■ Aim of the exercise ■
Without the pictures, can you quote each line below exactly?

-=-=-

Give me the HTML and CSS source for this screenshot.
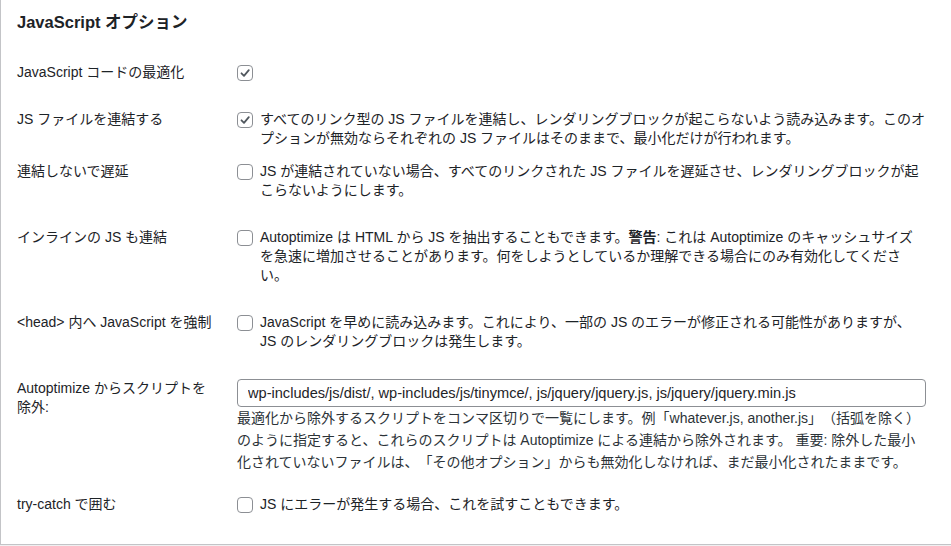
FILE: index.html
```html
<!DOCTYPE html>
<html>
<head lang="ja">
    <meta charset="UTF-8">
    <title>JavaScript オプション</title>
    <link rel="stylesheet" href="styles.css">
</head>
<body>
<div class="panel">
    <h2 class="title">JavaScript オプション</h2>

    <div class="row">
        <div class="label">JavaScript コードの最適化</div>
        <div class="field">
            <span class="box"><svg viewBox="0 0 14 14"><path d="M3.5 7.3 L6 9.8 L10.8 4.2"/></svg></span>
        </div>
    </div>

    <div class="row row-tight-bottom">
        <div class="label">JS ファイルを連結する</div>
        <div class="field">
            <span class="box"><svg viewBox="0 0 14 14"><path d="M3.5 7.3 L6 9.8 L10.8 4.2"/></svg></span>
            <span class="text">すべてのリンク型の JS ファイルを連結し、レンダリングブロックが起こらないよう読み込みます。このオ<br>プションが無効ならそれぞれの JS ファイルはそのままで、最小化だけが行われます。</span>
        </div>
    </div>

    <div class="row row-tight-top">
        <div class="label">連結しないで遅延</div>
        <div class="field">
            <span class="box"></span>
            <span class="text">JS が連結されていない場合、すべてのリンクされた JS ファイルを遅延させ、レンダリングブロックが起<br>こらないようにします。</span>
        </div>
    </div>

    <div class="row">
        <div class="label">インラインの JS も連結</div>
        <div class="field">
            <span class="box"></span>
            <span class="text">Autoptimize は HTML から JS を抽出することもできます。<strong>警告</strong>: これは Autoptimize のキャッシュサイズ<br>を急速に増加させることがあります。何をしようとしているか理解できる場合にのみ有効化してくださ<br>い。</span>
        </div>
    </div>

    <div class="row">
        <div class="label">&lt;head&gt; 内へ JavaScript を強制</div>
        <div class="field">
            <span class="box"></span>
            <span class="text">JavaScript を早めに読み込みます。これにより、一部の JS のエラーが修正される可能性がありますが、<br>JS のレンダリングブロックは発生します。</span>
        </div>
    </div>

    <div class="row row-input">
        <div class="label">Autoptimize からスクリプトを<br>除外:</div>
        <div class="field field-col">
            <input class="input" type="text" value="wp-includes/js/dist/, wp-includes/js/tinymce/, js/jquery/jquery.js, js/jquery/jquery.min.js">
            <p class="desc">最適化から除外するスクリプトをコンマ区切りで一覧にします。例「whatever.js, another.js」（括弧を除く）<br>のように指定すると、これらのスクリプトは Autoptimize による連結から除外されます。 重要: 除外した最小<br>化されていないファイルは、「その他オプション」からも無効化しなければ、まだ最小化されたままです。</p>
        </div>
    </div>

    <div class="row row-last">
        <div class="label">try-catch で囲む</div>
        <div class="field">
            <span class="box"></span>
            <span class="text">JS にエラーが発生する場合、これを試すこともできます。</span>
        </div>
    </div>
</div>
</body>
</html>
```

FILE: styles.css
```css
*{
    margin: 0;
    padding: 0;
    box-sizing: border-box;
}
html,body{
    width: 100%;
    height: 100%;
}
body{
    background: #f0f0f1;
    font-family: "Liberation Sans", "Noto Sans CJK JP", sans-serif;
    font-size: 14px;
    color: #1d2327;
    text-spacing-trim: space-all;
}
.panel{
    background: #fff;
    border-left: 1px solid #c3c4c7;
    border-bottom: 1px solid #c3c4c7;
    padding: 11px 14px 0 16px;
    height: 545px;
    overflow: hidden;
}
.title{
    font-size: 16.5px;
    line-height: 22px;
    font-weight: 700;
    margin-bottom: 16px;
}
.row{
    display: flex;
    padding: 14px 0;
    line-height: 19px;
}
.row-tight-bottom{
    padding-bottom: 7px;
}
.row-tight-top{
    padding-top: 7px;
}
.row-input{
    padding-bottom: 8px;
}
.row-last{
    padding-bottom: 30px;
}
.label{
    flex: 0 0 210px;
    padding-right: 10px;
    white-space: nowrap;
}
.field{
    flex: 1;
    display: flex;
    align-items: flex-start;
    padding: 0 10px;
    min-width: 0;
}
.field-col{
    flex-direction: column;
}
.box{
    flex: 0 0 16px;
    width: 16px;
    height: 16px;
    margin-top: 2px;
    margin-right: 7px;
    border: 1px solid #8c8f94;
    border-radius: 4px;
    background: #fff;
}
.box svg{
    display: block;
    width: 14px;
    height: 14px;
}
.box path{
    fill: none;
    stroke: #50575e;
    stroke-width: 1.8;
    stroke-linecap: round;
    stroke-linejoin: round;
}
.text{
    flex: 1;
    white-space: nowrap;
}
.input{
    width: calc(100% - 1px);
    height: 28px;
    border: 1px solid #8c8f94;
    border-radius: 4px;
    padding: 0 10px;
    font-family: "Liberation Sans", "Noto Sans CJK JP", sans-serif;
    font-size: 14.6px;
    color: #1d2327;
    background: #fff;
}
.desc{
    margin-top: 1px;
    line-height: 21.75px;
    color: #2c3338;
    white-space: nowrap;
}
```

-=-=-

■ Result of this task ■
Give me the HTML and CSS source for this screenshot.
FILE: index.html
```html
<!DOCTYPE html>
<html>
<head lang="ja">
    <meta charset="UTF-8">
    <title>JavaScript オプション</title>
    <link rel="stylesheet" href="styles.css">
</head>
<body>
<div class="panel">
    <h2 class="title">JavaScript オプション</h2>

    <div class="row">
        <div class="label">JavaScript コードの最適化</div>
        <div class="field">
            <span class="box"><svg viewBox="0 0 14 14"><path d="M3.5 7.3 L6 9.8 L10.8 4.2"/></svg></span>
        </div>
    </div>

    <div class="row row-tight-bottom">
        <div class="label">JS ファイルを連結する</div>
        <div class="field">
            <span class="box"><svg viewBox="0 0 14 14"><path d="M3.5 7.3 L6 9.8 L10.8 4.2"/></svg></span>
            <span class="text">すべてのリンク型の JS ファイルを連結し、レンダリングブロックが起こらないよう読み込みます。このオ<br>プションが無効ならそれぞれの JS ファイルはそのままで、最小化だけが行われます。</span>
        </div>
    </div>

    <div class="row row-tight-top">
        <div class="label">連結しないで遅延</div>
        <div class="field">
            <span class="box"></span>
            <span class="text">JS が連結されていない場合、すべてのリンクされた JS ファイルを遅延させ、レンダリングブロックが起<br>こらないようにします。</span>
        </div>
    </div>

    <div class="row">
        <div class="label">インラインの JS も連結</div>
        <div class="field">
            <span class="box"></span>
            <span class="text">Autoptimize は HTML から JS を抽出することもできます。<strong>警告</strong>: これは Autoptimize のキャッシュサイズ<br>を急速に増加させることがあります。何をしようとしているか理解できる場合にのみ有効化してくださ<br>い。</span>
        </div>
    </div>

    <div class="row">
        <div class="label">&lt;head&gt; 内へ JavaScript を強制</div>
        <div class="field">
            <span class="box"></span>
            <span class="text">JavaScript を早めに読み込みます。これにより、一部の JS のエラーが修正される可能性がありますが、<br>JS のレンダリングブロックは発生します。</span>
        </div>
    </div>

    <div class="row row-input">
        <div class="label">Autoptimize からスクリプトを<br>除外:</div>
        <div class="field field-col">
            <input class="input" type="text" value="wp-includes/js/dist/, wp-includes/js/tinymce/, js/jquery/jquery.js, js/jquery/jquery.min.js">
            <p class="desc">最適化から除外するスクリプトをコンマ区切りで一覧にします。例「whatever.js, another.js」（括弧を除く）<br>のように指定すると、これらのスクリプトは Autoptimize による連結から除外されます。 重要: 除外した最小<br>化されていないファイルは、「その他オプション」からも無効化しなければ、まだ最小化されたままです。</p>
        </div>
    </div>

    <div class="row row-last">
        <div class="label">try-catch で囲む</div>
        <div class="field">
            <span class="box"></span>
            <span class="text">JS にエラーが発生する場合、これを試すこともできます。</span>
        </div>
    </div>
</div>
</body>
</html>
```

FILE: styles.css
```css
*{
    margin: 0;
    padding: 0;
    box-sizing: border-box;
}
html,body{
    width: 100%;
    height: 100%;
}
body{
    background: #f0f0f1;
    font-family: "Liberation Sans", "Noto Sans CJK JP", sans-serif;
    font-size: 14px;
    color: #1d2327;
    text-spacing-trim: space-all;
}
.panel{
    background: #fff;
    border-left: 1px solid #c3c4c7;
    border-bottom: 1px solid #c3c4c7;
    padding: 11px 14px 0 16px;
    height: 545px;
    overflow: hidden;
}
.title{
    font-size: 16.5px;
    line-height: 22px;
    font-weight: 700;
    margin-bottom: 16px;
}
.row{
    display: flex;
    padding: 14px 0;
    line-height: 19px;
}
.row-tight-bottom{
    padding-bottom: 7px;
}
.row-tight-top{
    padding-top: 7px;
}
.row-input{
    padding-bottom: 8px;
}
.row-last{
    padding-bottom: 30px;
}
.label{
    flex: 0 0 210px;
    padding-right: 10px;
    white-space: nowrap;
}
.field{
    flex: 1;
    display: flex;
    align-items: flex-start;
    padding: 0 10px;
    min-width: 0;
}
.field-col{
    flex-direction: column;
}
.box{
    flex: 0 0 16px;
    width: 16px;
    height: 16px;
    margin-top: 2px;
    margin-right: 7px;
    border: 1px solid #8c8f94;
    border-radius: 4px;
    background: #fff;
}
.box svg{
    display: block;
    width: 14px;
    height: 14px;
}
.box path{
    fill: none;
    stroke: #50575e;
    stroke-width: 1.8;
    stroke-linecap: round;
    stroke-linejoin: round;
}
.text{
    flex: 1;
    white-space: nowrap;
}
.input{
    width: calc(100% - 1px);
    height: 28px;
    border: 1px solid #8c8f94;
    border-radius: 4px;
    padding: 0 10px;
    font-family: "Liberation Sans", "Noto Sans CJK JP", sans-serif;
    font-size: 14.6px;
    color: #1d2327;
    background: #fff;
}
.desc{
    margin-top: 1px;
    line-height: 21.75px;
    color: #2c3338;
    white-space: nowrap;
}
```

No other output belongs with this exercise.